Back in the days when I was a smoker, I got up one morning early to load some trap loads before going to the range. Still in the groggy waking up stage, I pulled out an 8 lb keg of Trap100 in preparation to fill my Mec powder bottle and had the sudden realization that I had a cigarette hanging from my mouth standing over and open powder keg. :what::eek:

Luckily nothing happened. Resolved then and there to never enter the reloading area with a lighter of even one cigarette.
 
Ahhh... the crap that we men do...

Like the time that I was emptying my powder throw back into the correct bottle and it stopped flowing into the funnel and I gave it "a little bitty tap and all at once spilled it all over my bench and my onlooking son who was about 3 at the time asked, "That was a accident?" And of course I told him, "No, I meant to to that".

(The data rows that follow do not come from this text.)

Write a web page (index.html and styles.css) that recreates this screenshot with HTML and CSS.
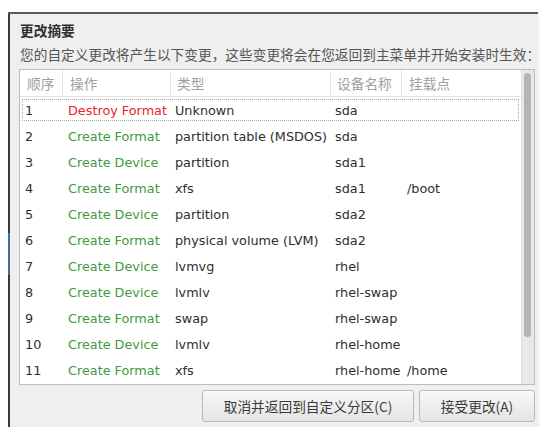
FILE: index.html
```html
<!DOCTYPE html>
<html lang="zh-CN">
<head>
<meta charset="utf-8">
<title>更改摘要</title>
<link rel="stylesheet" href="styles.css">
</head>
<body>
<div class="frame">
  <div class="edge"></div>
  <div class="dialog">
    <div class="title">更改摘要</div>
    <div class="subtitle">您的自定义更改将产生以下变更，这些变更将会在您返回到主菜单并开始安装时生效：</div>
    <div class="table">
      <div class="grid">
        <div class="row head">
          <div class="c">顺序</div><div class="c">操作</div><div class="c">类型</div><div class="c">设备名称</div><div class="c">挂载点</div>
        </div>
        <div class="row focused"><div class="c">1</div><div class="c red">Destroy Format</div><div class="c">Unknown</div><div class="c">sda</div><div class="c"></div></div>
        <div class="row"><div class="c">2</div><div class="c green">Create Format</div><div class="c">partition table (MSDOS)</div><div class="c">sda</div><div class="c"></div></div>
        <div class="row"><div class="c">3</div><div class="c green">Create Device</div><div class="c">partition</div><div class="c">sda1</div><div class="c"></div></div>
        <div class="row"><div class="c">4</div><div class="c green">Create Format</div><div class="c">xfs</div><div class="c">sda1</div><div class="c">/boot</div></div>
        <div class="row"><div class="c">5</div><div class="c green">Create Device</div><div class="c">partition</div><div class="c">sda2</div><div class="c"></div></div>
        <div class="row"><div class="c">6</div><div class="c green">Create Format</div><div class="c">physical volume (LVM)</div><div class="c">sda2</div><div class="c"></div></div>
        <div class="row"><div class="c">7</div><div class="c green">Create Device</div><div class="c">lvmvg</div><div class="c">rhel</div><div class="c"></div></div>
        <div class="row"><div class="c">8</div><div class="c green">Create Device</div><div class="c">lvmlv</div><div class="c">rhel-swap</div><div class="c"></div></div>
        <div class="row"><div class="c">9</div><div class="c green">Create Format</div><div class="c">swap</div><div class="c">rhel-swap</div><div class="c"></div></div>
        <div class="row"><div class="c">10</div><div class="c green">Create Device</div><div class="c">lvmlv</div><div class="c">rhel-home</div><div class="c"></div></div>
        <div class="row"><div class="c">11</div><div class="c green">Create Format</div><div class="c">xfs</div><div class="c">rhel-home</div><div class="c">/home</div></div>
      </div>
      <div class="scrollbar"><div class="thumb"></div></div>
    </div>
    <div class="buttons">
      <button class="btn cancel">取消并返回到自定义分区(C)</button>
      <button class="btn accept">接受更改(A)</button>
    </div>
  </div>
</div>
</body>
</html>
```

FILE: styles.css
```css
html, body {
  margin: 0;
  padding: 0;
  background: #ffffff;
}
body {
  font-family: "DejaVu Sans", "Noto Sans CJK SC", sans-serif;
  color: #333333;
}
.frame {
  display: flex;
  margin: 12px 0 0 8px;
  width: 530px;
  height: 415px;
  border-top: 2px solid #5a5a5a;
  box-sizing: border-box;
  box-shadow: 1px 1px 2px rgba(0,0,0,0.08);
}
.edge {
  width: 2px;
  flex: none;
  background: linear-gradient(to bottom, #3a3a3a 0, #3a3a3a 219px, #3d6e9e 219px, #3d6e9e 261px, #3a3a3a 261px, #3a3a3a 100%);
}
.dialog {
  flex: 1;
  min-width: 0;
  background: #efefef;
  padding: 6px 3px 0 9px;
  display: flex;
  flex-direction: column;
}
.title {
  font-family: "Noto Sans CJK SC", sans-serif;
  font-weight: bold;
  font-size: 13.7px;
  line-height: 20px;
  color: #2e2e2e;
  padding-left: 1px;
}
.subtitle {
  font-family: "Noto Sans CJK SC", sans-serif;
  font-size: 13.7px;
  line-height: 20px;
  color: #555555;
  margin-top: 4px;
  padding-left: 1px;
  white-space: nowrap;
}
.table {
  margin-top: 5px;
  height: 316px;
  box-sizing: border-box;
  border: 1px solid #bdbdbd;
  background: #ffffff;
  display: flex;
}
.grid {
  flex: 1;
  min-width: 0;
  display: flex;
  flex-direction: column;
}
.row {
  display: grid;
  grid-template-columns: 43px 108px 160px 71px 1fr;
  height: 26px;
  align-items: center;
  font-size: 12.8px;
  color: #2e2e2e;
  white-space: nowrap;
}
.row .c {
  padding-left: 5px;
  overflow: hidden;
}
.row .c:nth-child(3), .row .c:nth-child(4) {
  padding-left: 4px;
}
.row.head {
  height: 26px;
  border-bottom: 1px solid #e2e2e2;
  align-items: stretch;
  font-family: "Noto Sans CJK SC", sans-serif;
  font-size: 13.7px;
  color: #a0a0a0;
}
.row.head .c {
  display: flex;
  align-items: center;
  padding-left: 7px;
  border-right: 1px solid #e6e6e6;
}
.row.head .c:nth-child(3), .row.head .c:nth-child(4) {
  padding-left: 6px;
}
.row.head .c:last-child {
  border-right: none;
}
.row.focused {
  outline: 1px dotted #a8a8a8;
  outline-offset: -3px;
}
.red {
  color: #e8262e;
}
.green {
  color: #3e9b3e;
}
.scrollbar {
  width: 13px;
  flex: none;
  background: #e8e8e8;
  border-left: 1px solid #dddddd;
  box-sizing: border-box;
  padding: 3px 3px 0 2px;
}
.thumb {
  height: 264px;
  border-radius: 4px;
  background: #b4b4b4;
}
.buttons {
  display: flex;
  justify-content: flex-end;
  gap: 5px;
  margin-top: 5px;
}
.btn {
  font-family: "Noto Sans CJK SC", sans-serif;
  font-size: 13.7px;
  color: #3a3a3a;
  height: 32px;
  border: 1px solid #b9b9b9;
  border-radius: 3px;
  background: linear-gradient(to bottom, #f8f8f8, #e4e4e4);
  padding: 0;
  box-shadow: 0 1px 0 rgba(255,255,255,0.6) inset;
}
.cancel {
  width: 212px;
}
.accept {
  width: 116px;
}
```
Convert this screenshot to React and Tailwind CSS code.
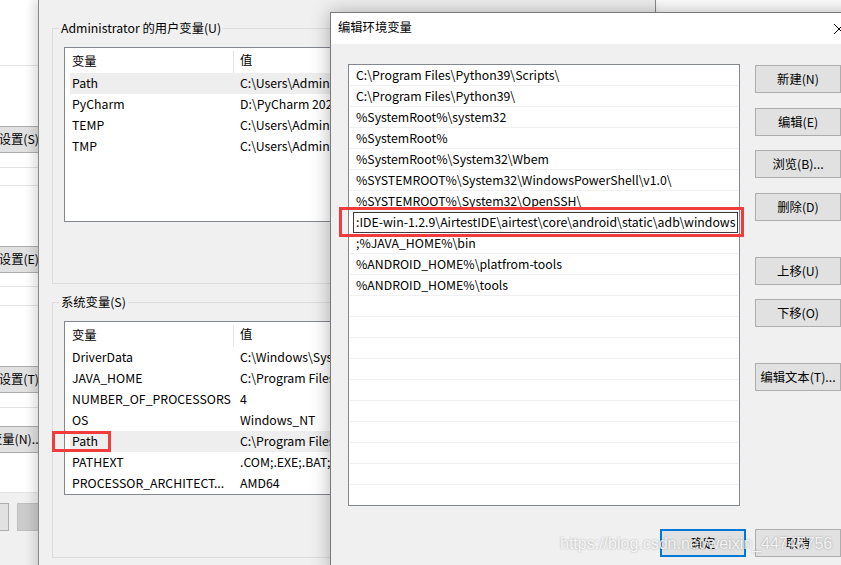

I wonder if a woman has ever put on a maxi pad adhesive side up!

Cheers...
 
There's been a few times when no matter how careful I am I keep seating the primers sideways. Or when I'm charging cases and get more powder on my desk than in the case.

My worst moment was when I was depriming cases on autopilot and this one case just wouldnt deprime, so I pushed on it harder and harder and swore at it. Finally I removed the case and looked at it, I was trying to deprime a berdan primed case.
 
any time i have had days like that i would pack it up and call it a day. or sometimes just take a break for an hour. Its life it happens
 
I had an old Jeep that had a 108" CB whip antennna on a honeycomb mount, that would swing wildly anytime I turned. My buddy asked what that "big 'ole floppy donkey **** was for" and thus the nickname of the Jeep became "Floppy D". It's not an ED reference or anything.